What you need to do:
Report every line in the listing below where the string "TypeScript" shows up.

Dataset content:

----

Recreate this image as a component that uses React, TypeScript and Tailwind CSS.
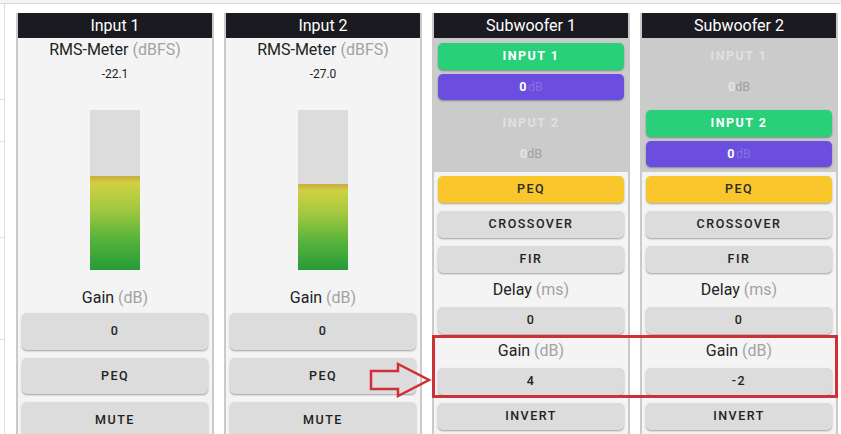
import React from "react";

const font = { fontFamily: "Roboto, 'Open Sans', 'Liberation Sans', sans-serif" };

function Btn({ children, tone = "gray", h = "h-[27px]" }: { children: React.ReactNode; tone?: string; h?: string }) {
  const tones: Record<string, string> = {
    gray: "bg-[#dcdcdc] text-[#222] font-medium",
    yellow: "bg-[#f9c62c] text-[#2a2a2a] font-medium",
    green: "bg-[#28d07a] text-white font-bold",
    purple: "bg-[#6b4de0] text-white font-bold",
  };
  return (
    <div
      className={`${h} ${tones[tone]} mx-[4px] flex items-center justify-center rounded-[5px] text-[12.5px] tracking-[1.5px] shadow-[0_1px_2px_rgba(0,0,0,0.35)]`}
    >
      {children}
    </div>
  );
}

function Label({ name, unit, h }: { name: string; unit: string; h: string }) {
  return (
    <div className={`${h} flex items-center justify-center text-[16px] text-[#222]`}>
      {name}&nbsp;<span className="text-[#a3a3a3]">({unit})</span>
    </div>
  );
}

function Header({ title }: { title: string }) {
  return (
    <div className="flex h-[25px] items-center justify-center bg-[#1b1a21] text-[16px] text-white">{title}</div>
  );
}

function InputColumn({ title, value, empty }: { title: string; value: string; empty: number }) {
  return (
    <div className="h-[440px] w-[198px] border-x-2 border-[#cacaca] bg-[#f4f4f4]">
      <Header title={title} />
      <div className="mt-[2px] flex h-[20px] items-center justify-center text-[16px] text-[#222]">
        RMS-Meter&nbsp;<span className="text-[#a3a3a3]">(dBFS)</span>
      </div>
      <div className="mt-[7px] flex h-[14px] items-center justify-center text-[12px] text-[#222]">{value}</div>
      <div className="mx-auto mt-[29px] flex h-[160px] w-[50px] flex-col bg-[#dcdcdc]">
        <div style={{ height: empty }} />
        <div className="flex-1 bg-[linear-gradient(to_bottom,#c9ae3e_0%,#cfd142_8%,#a2c840_35%,#5cb43c_65%,#269b38_100%)]" />
      </div>
      <div className="mt-[14px]">
        <Label name="Gain" unit="dB" h="h-[28px]" />
      </div>
      <div className="mt-[1px] flex flex-col gap-[8px]">
        <Btn h="h-[37px]">0</Btn>
        <Btn h="h-[36px]">PEQ</Btn>
        <Btn h="h-[36px]">MUTE</Btn>
      </div>
    </div>
  );
}

function Route({ name, active }: { name: string; active: boolean }) {
  if (active) {
    return (
      <div className="flex flex-col gap-[4px]">
        <Btn tone="green">{name}</Btn>
        <Btn tone="purple" h="h-[26px]">
          <span className="font-bold">0</span>
          <span className="font-normal tracking-normal text-[#8570e6]">dB</span>
        </Btn>
      </div>
    );
  }
  return (
    <div className="flex flex-col gap-[4px]">
      <div className="flex h-[27px] items-center justify-center text-[12.5px] font-bold tracking-[1.5px] text-[#e0e0e0]">
        {name}
      </div>
      <div className="flex h-[26px] items-center justify-center text-[12.5px]">
        <span className="font-bold text-[#e6e6e6]">0</span>
        <span className="text-[#a0a0a0]">dB</span>
      </div>
    </div>
  );
}

function SubColumn({ title, active, gain }: { title: string; active: number; gain: string }) {
  return (
    <div className="h-[440px] w-[198px] border-x-2 border-[#cacaca] bg-[#f4f4f4]">
      <Header title={title} />
      <div className="flex h-[134px] flex-col gap-[10px] bg-[#cbcbcb] py-[5px]">
        <Route name="INPUT 1" active={active === 1} />
        <Route name="INPUT 2" active={active === 2} />
      </div>
      <div className="mt-[4px] flex flex-col gap-[8px]">
        <Btn tone="yellow">PEQ</Btn>
        <Btn>CROSSOVER</Btn>
        <Btn>FIR</Btn>
      </div>
      <Label name="Delay" unit="ms" h="h-[34px]" />
      <Btn>0</Btn>
      <Label name="Gain" unit="dB" h="h-[34px]" />
      <Btn>{gain}</Btn>
      <div className="mt-[8px]">
        <Btn>INVERT</Btn>
      </div>
    </div>
  );
}

export default function App() {
  return (
    <div className="relative h-[434px] w-[841px] overflow-hidden bg-white" style={font}>
      <div className="h-[4px] border-b border-[#dcdcdc] bg-[#f3f3f3]" />
      <div className="flex">
        <div className="flex w-[5px] flex-col border-r border-[#dedede]">
          <div className="h-[96px] border-b border-[#e2e2e2]" />
          <div className="h-[42px] border-b border-[#e2e2e2]" />
          <div className="h-[96px] border-b border-[#e2e2e2]" />
          <div className="h-[102px] border-b border-[#e2e2e2]" />
        </div>
        <div className="ml-[11px] mt-[9px] flex gap-[10px]">
          <InputColumn title="Input 1" value="-22.1" empty={66} />
          <InputColumn title="Input 2" value="-27.0" empty={74} />
          <SubColumn title="Subwoofer 1" active={1} gain="4" />
          <SubColumn title="Subwoofer 2" active={2} gain="-2" />
        </div>
      </div>

      <div className="absolute left-[432px] top-[335px] h-[63px] w-[406px] border-[3px] border-[#cf2f37]" />
      <svg className="absolute left-0 top-0" width="841" height="434" viewBox="0 0 841 434" fill="none">
        <path d="M371 371 H398 V364 L429 380 L398 396 V389 H371 Z" stroke="#cf2f37" strokeWidth="2.5" strokeLinejoin="miter" />
      </svg>
    </div>
  );
}
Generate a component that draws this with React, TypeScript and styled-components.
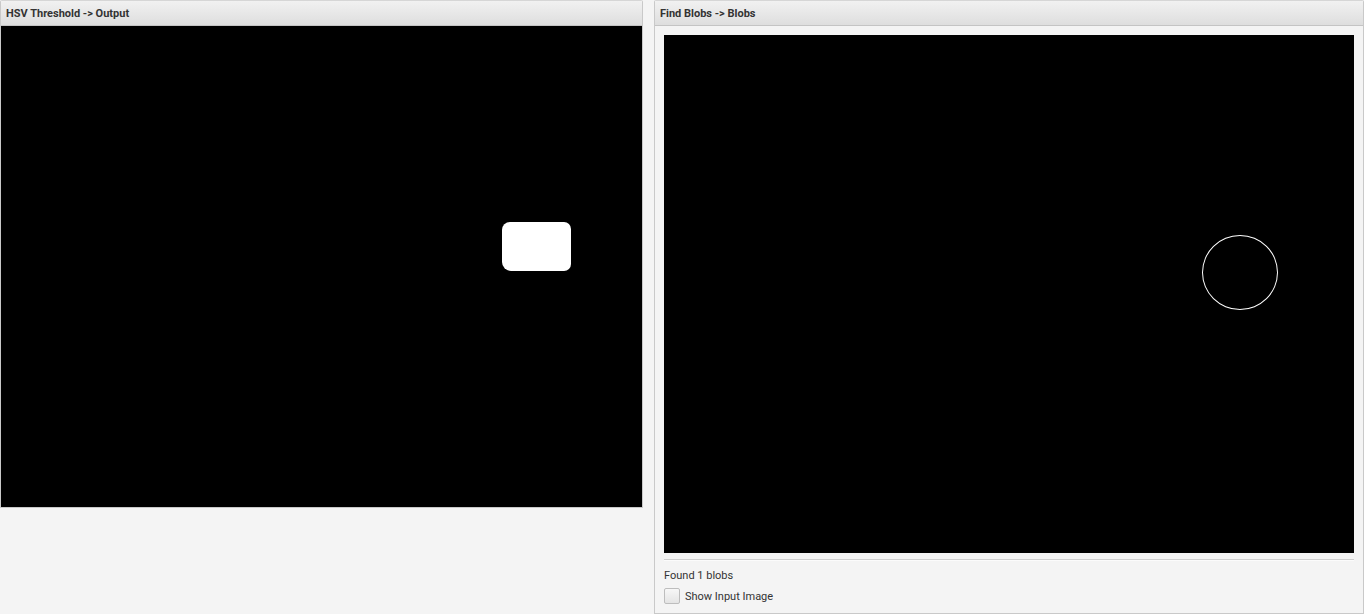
import React from "react";
import styled, { createGlobalStyle } from "styled-components";

const Global = createGlobalStyle`
  html, body { margin: 0; padding: 0; background: #f4f4f4; }
  body { font-family: Roboto, "Noto Sans", sans-serif; width: 1364px; height: 614px; overflow: hidden; }
`;

const Page = styled.div`
  display: flex;
  align-items: flex-start;
  gap: 11px;
  width: 1364px;
  height: 614px;
  box-sizing: border-box;
`;

const Panel = styled.div<{ $w: number; $h: number }>`
  width: ${(p) => p.$w}px;
  height: ${(p) => p.$h}px;
  box-sizing: border-box;
  border: 1px solid #c9c9c9;
  border-top-color: #d6d6d6;
  border-radius: 2px 2px 0 0;
  background: #f4f4f4;
  display: flex;
  flex-direction: column;
`;

const Header = styled.div`
  height: 25px;
  flex: none;
  box-sizing: border-box;
  background: linear-gradient(#f1f1f1, #dedede);
  border-bottom: 1px solid #c4c4c4;
  display: flex;
  align-items: center;
  padding-left: 5px;
  font-size: 11px;
  font-weight: bold;
  color: #333;
`;

const Body = styled.div`
  padding: 9px 9px 0 9px;
  display: flex;
  flex-direction: column;
`;

const Screen = styled.div<{ $w: number; $h: number }>`
  width: ${(p) => p.$w}px;
  height: ${(p) => p.$h}px;
  background: #000;
  position: relative;
  flex: none;
`;

const Blob = styled.div`
  position: absolute;
  left: 501px;
  top: 196px;
  width: 69px;
  height: 49px;
  background: #fff;
  border-radius: 8px 7px 7px 9px;
`;

const Ring = styled.div`
  position: absolute;
  left: 538px;
  top: 200px;
  width: 76px;
  height: 75px;
  box-sizing: border-box;
  border: 1px solid #fff;
  border-radius: 50%;
`;

const Divider = styled.div`
  height: 1px;
  background: #cfcfcf;
  margin-top: 6px;
  border-bottom: 1px solid #fbfbfb;
`;

const Info = styled.div`
  font-size: 11px;
  color: #333;
  margin-top: 8px;
  line-height: 14px;
`;

const CheckRow = styled.label`
  display: flex;
  align-items: center;
  gap: 5px;
  margin-top: 5px;
  font-size: 11px;
  color: #333;
`;

const Box = styled.span`
  width: 16px;
  height: 16px;
  box-sizing: border-box;
  border: 1px solid #bdbdbd;
  border-radius: 2px;
  background: linear-gradient(#f7f7f7, #e4e4e4);
`;

export default function App() {
  return (
    <>
      <Global />
      <Page>
        <Panel $w={643} $h={508}>
          <Header>HSV Threshold -&gt; Output</Header>
          <Screen $w={641} $h={481}>
            <Blob />
          </Screen>
        </Panel>
        <Panel $w={710} $h={614}>
          <Header>Find Blobs -&gt; Blobs</Header>
          <Body>
            <Screen $w={690} $h={518}>
              <Ring />
            </Screen>
            <Divider />
            <Info>Found 1 blobs</Info>
            <CheckRow>
              <Box />
              Show Input Image
            </CheckRow>
          </Body>
        </Panel>
      </Page>
    </>
  );
}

----

Expected output:
Recreate this image as a component that uses React, TypeScript and Tailwind CSS.
Generate a component that draws this with React, TypeScript and styled-components.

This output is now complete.